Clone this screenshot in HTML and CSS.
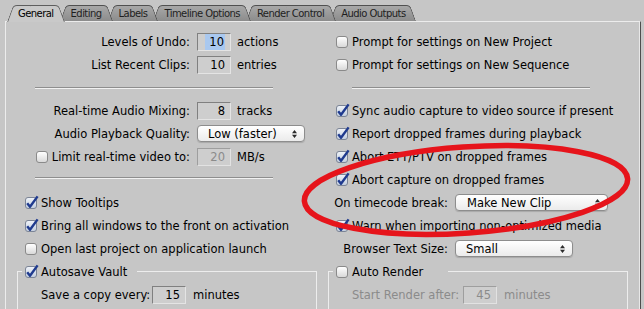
FILE: index.html
```html
<!DOCTYPE html>
<html lang="en">
<head>
    <meta charset="UTF-8">
    <meta name="viewport" content="width=device-width, initial-scale=1.0">
    <title>User Preferences</title>

    <link rel="stylesheet" href="styles.css">
</head>
<body>
    <div class="tabs">
        <div class="tab active">General</div>
        <div class="tab">Editing</div>
        <div class="tab">Labels</div>
        <div class="tab">Timeline Options</div>
        <div class="tab">Render Control</div>
        <div class="tab">Audio Outputs</div>
    </div>

    <div class="panel">
        <div class="col col-left">
            <div class="row">
                <span class="lbl">Levels of Undo:</span>
                <span class="num"><span class="hilite">10</span></span>
                <span class="unit">actions</span>
            </div>
            <div class="row">
                <span class="lbl">List Recent Clips:</span>
                <span class="num">10</span>
                <span class="unit">entries</span>
            </div>
            <div class="sep"></div>
            <div class="row">
                <span class="lbl">Real-time Audio Mixing:</span>
                <span class="num">8</span>
                <span class="unit">tracks</span>
            </div>
            <div class="row">
                <span class="lbl">Audio Playback Quality:</span>
                <span class="select w-quality">Low (faster)
                    <svg class="arrows" width="5" height="8" viewBox="0 0 5 8"><path d="M0 3.2L2.5 0L5 3.2ZM0 4.8L2.5 8L5 4.8Z"/></svg>
                </span>
            </div>
            <div class="row">
                <span class="lbl"><span class="cb"></span>Limit real-time video to:</span>
                <span class="num dis">20</span>
                <span class="unit">MB/s</span>
            </div>
            <div class="sep sep-b"></div>
            <div class="row check">
                <span class="cb on"><svg width="16" height="16" viewBox="0 0 16 16"><path d="M3.2 9.2L6 12.8L13.6 2.4"/></svg></span>Show Tooltips
            </div>
            <div class="row check">
                <span class="cb on"><svg width="16" height="16" viewBox="0 0 16 16"><path d="M3.2 9.2L6 12.8L13.6 2.4"/></svg></span>Bring all windows to the front on activation
            </div>
            <div class="row check">
                <span class="cb"></span>Open last project on application launch
            </div>
            <fieldset class="group">
                <legend class="legend-vault"><span class="check-in"><span class="cb on"><svg width="16" height="16" viewBox="0 0 16 16"><path d="M3.2 9.2L6 12.8L13.6 2.4"/></svg></span>Autosave Vault</span></legend>
                <div class="row inset">
                    <span class="lbl">Save a copy every:</span>
                    <span class="num">15</span>
                    <span class="unit">minutes</span>
                </div>
            </fieldset>
        </div>

        <div class="col col-right">
            <div class="row check">
                <span class="cb"></span>Prompt for settings on New Project
            </div>
            <div class="row check">
                <span class="cb"></span>Prompt for settings on New Sequence
            </div>
            <div class="sep"></div>
            <div class="row check">
                <span class="cb on"><svg width="16" height="16" viewBox="0 0 16 16"><path d="M3.2 9.2L6 12.8L13.6 2.4"/></svg></span>Sync audio capture to video source if present
            </div>
            <div class="row check">
                <span class="cb on"><svg width="16" height="16" viewBox="0 0 16 16"><path d="M3.2 9.2L6 12.8L13.6 2.4"/></svg></span>Report dropped frames during playback
            </div>
            <div class="row check">
                <span class="cb on"><svg width="16" height="16" viewBox="0 0 16 16"><path d="M3.2 9.2L6 12.8L13.6 2.4"/></svg></span>Abort ETT/PTV on dropped frames
            </div>
            <div class="row check">
                <span class="cb on"><svg width="16" height="16" viewBox="0 0 16 16"><path d="M3.2 9.2L6 12.8L13.6 2.4"/></svg></span>Abort capture on dropped frames
            </div>
            <div class="row">
                <span class="lbl">On timecode break:</span>
                <span class="select w-clip">Make New Clip
                    <svg class="arrows" width="5" height="8" viewBox="0 0 5 8"><path d="M0 3.2L2.5 0L5 3.2ZM0 4.8L2.5 8L5 4.8Z"/></svg>
                </span>
            </div>
            <div class="row check">
                <span class="cb on"><svg width="16" height="16" viewBox="0 0 16 16"><path d="M3.2 9.2L6 12.8L13.6 2.4"/></svg></span>Warn when importing non-optimized media
            </div>
            <div class="row">
                <span class="lbl">Browser Text Size:</span>
                <span class="select w-size">Small
                    <svg class="arrows" width="5" height="8" viewBox="0 0 5 8"><path d="M0 3.2L2.5 0L5 3.2ZM0 4.8L2.5 8L5 4.8Z"/></svg>
                </span>
            </div>
            <fieldset class="group">
                <legend class="legend-render"><span class="check-in"><span class="cb"></span>Auto Render</span></legend>
                <div class="row inset">
                    <span class="lbl dis">Start Render after:</span>
                    <span class="num dis">45</span>
                    <span class="unit dis">minutes</span>
                </div>
            </fieldset>
        </div>
    </div>

    <!-- hand-drawn highlight over the dropped frames options -->
    <svg class="mark" width="644" height="309">
        <ellipse cx="466" cy="190" rx="162" ry="43" transform="rotate(-4 466 190)"/>
    </svg>
</body>
</html>
```

FILE: styles.css
```css
body {
    margin: 0;
    height: 309px;
    overflow: hidden;
    background: #c6c6c6;
    font-family: "DejaVu Sans", sans-serif;
    font-size: 11.5px;
    color: #000;
}

/* tabs */
.tabs {
    display: flex;
    height: 16px;
    padding: 5px 0 0 7px;
}
.tab {
    position: relative;
    height: 16px;
    line-height: 17px;
    padding: 0 11px;
    margin-right: -5px;
    font-size: 10px;
    letter-spacing: -0.55px;
    color: #1e1e1e;
    white-space: nowrap;
}
.tab::before,
.tab::after {
    content: "";
    position: absolute;
    top: 0;
    bottom: 0;
    z-index: -1;
    background: linear-gradient(#a8a8a8, #8c8c8c);
    border-top: 1px solid #505050;
    transform-origin: bottom;
}
.tab::before {
    left: 0;
    right: 50%;
    border-left: 1px solid #505050;
    border-top-left-radius: 4px;
    transform: skewX(-20deg);
}
.tab::after {
    left: 50%;
    right: 0;
    border-right: 1px solid #505050;
    border-top-right-radius: 4px;
    transform: skewX(20deg);
}
.tab:nth-child(2) { z-index: 5; }
.tab:nth-child(3) { z-index: 4; }
.tab:nth-child(4) { z-index: 3; }
.tab:nth-child(5) { z-index: 2; }
.tab:nth-child(6) { z-index: 1; }
.tab.active {
    z-index: 7;
    height: 17px;
    color: #000;
}
.tab.active::before,
.tab.active::after {
    background: #c9c9c9;
    border-color: #5e5e5e;
}

/* panel */
.panel {
    display: grid;
    grid-template-columns: 322px 1fr;
    width: 634px;
    height: 279px;
    margin-left: 5px;
    padding-top: 8px;
    border-top: 1px solid #ececec;
    border-left: 1px solid #ececec;
    border-right: 1px solid #4e4e4e;
    box-shadow: inset -1px 0 #e8e8e8;
}
.col {
    display: flex;
    flex-direction: column;
}
.row {
    display: flex;
    align-items: center;
    flex-shrink: 0;
    height: 23px;
    white-space: nowrap;
}
.lbl {
    display: flex;
    align-items: center;
    justify-content: flex-end;
    flex-shrink: 0;
    margin-right: 7px;
}
.col-left .lbl { width: 184px; }
.col-right .lbl { width: 120px; }

.check { padding-left: 19px; }
.col-right .check { padding-left: 8px; }

.unit { margin-left: 6px; }
.dis { color: #8b8b8b; }

/* number fields */
.num {
    box-sizing: border-box;
    width: 34px;
    height: 18px;
    padding-right: 5px;
    line-height: 16px;
    text-align: right;
    background: #cecece;
    border: 1px solid;
    border-color: #808080 #e4e4e4 #e4e4e4 #808080;
}
.num.dis { border-color: #9e9e9e #e2e2e2 #e2e2e2 #9e9e9e; }
.hilite {
    display: inline-block;
    padding: 0 1px 0 4px;
    background: #a9c8ef;
}

/* popups */
.select {
    box-sizing: border-box;
    display: flex;
    align-items: center;
    justify-content: space-between;
    height: 17px;
    padding: 0 7px 0 10px;
    border: 1px solid #8d8d8d;
    border-radius: 4px;
    background: linear-gradient(#ffffff, #ebebeb);
    box-shadow: 0 1px 1px rgba(0, 0, 0, 0.15);
}
.arrows { fill: #2b2b2b; }
.w-quality { width: 108px; }
.w-clip { width: 153px; padding-left: 11px; }
.w-size { width: 118px; }

/* checkboxes */
.cb {
    position: relative;
    flex-shrink: 0;
    box-sizing: border-box;
    width: 12px;
    height: 12px;
    margin-right: 4px;
    border: 1px solid #8a8a8a;
    border-radius: 3px;
    background: linear-gradient(#ffffff, #d9d9d9);
}
.cb.on {
    background: linear-gradient(#eef2f8, #c4cfdf);
    border-color: #7b8496;
}
.cb svg {
    position: absolute;
    left: -2px;
    top: -4px;
}
.cb path {
    fill: none;
    stroke: #1f3a8e;
    stroke-width: 2.4;
    stroke-linejoin: round;
}

/* separators */
.sep {
    flex-shrink: 0;
    width: 238px;
    height: 0;
    margin: 11px 0 10px 29px;
    border-top: 1px solid #8e8e8e;
    border-bottom: 1px solid #f1f1f1;
}
.sep-b { margin: 9px 0 12px 29px; }
.col-right .sep { margin-left: 24px; }

/* group boxes, cut off by the window bottom */
.group {
    box-sizing: border-box;
    width: 300px;
    min-width: 0;
    height: 49px;
    margin: 0;
    padding: 0;
    border: 1px solid #ededed;
    border-bottom: 0;
}
.col-left .group { margin-left: 11px; }
.group legend {
    height: 23px;
    margin-left: 4px;
    padding: 0 10px 0 3px;
}
.group .legend-render { padding-right: 25px; }
.check-in {
    display: flex;
    align-items: center;
    height: 23px;
}
.inset { padding-left: 23px; }
.inset .lbl {
    width: 107px;
    justify-content: flex-start;
    margin-right: 4px;
}
.inset .unit { margin-left: 7px; }

/* red marker */
.mark {
    position: absolute;
    left: 0;
    top: 0;
    pointer-events: none;
}
.mark ellipse {
    fill: none;
    stroke: #e6141b;
    stroke-width: 5.5;
}
```
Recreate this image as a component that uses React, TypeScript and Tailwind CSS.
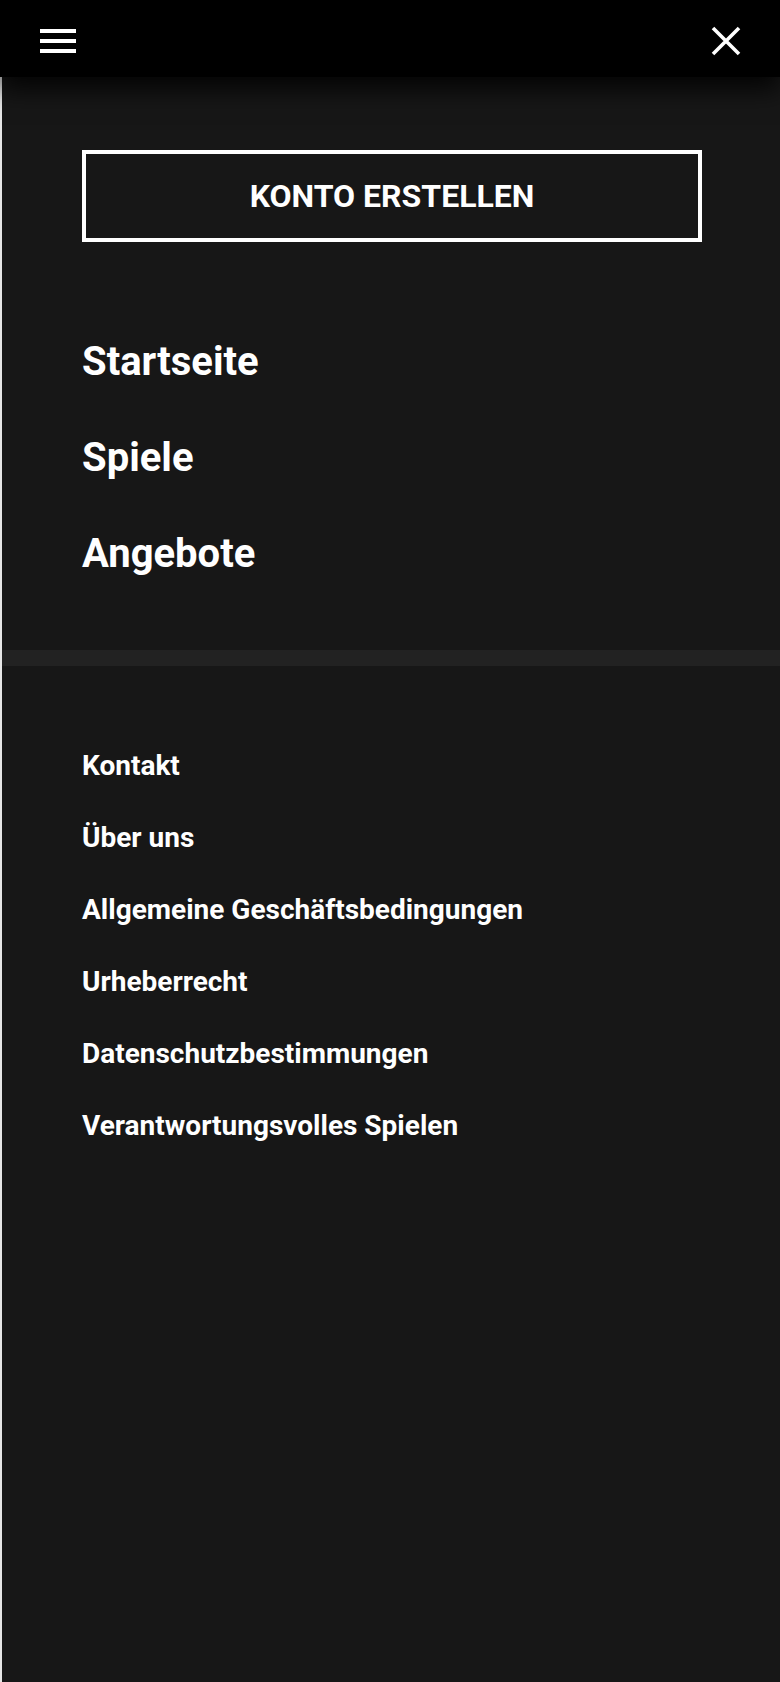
========
- _YOUR OBJECTIVE_
Search the lines for the string "this" and copy every line that has it.

- _CORRECT ANSWER_
Clone this screenshot in HTML and CSS.
Recreate this image as a component that uses React, TypeScript and Tailwind CSS.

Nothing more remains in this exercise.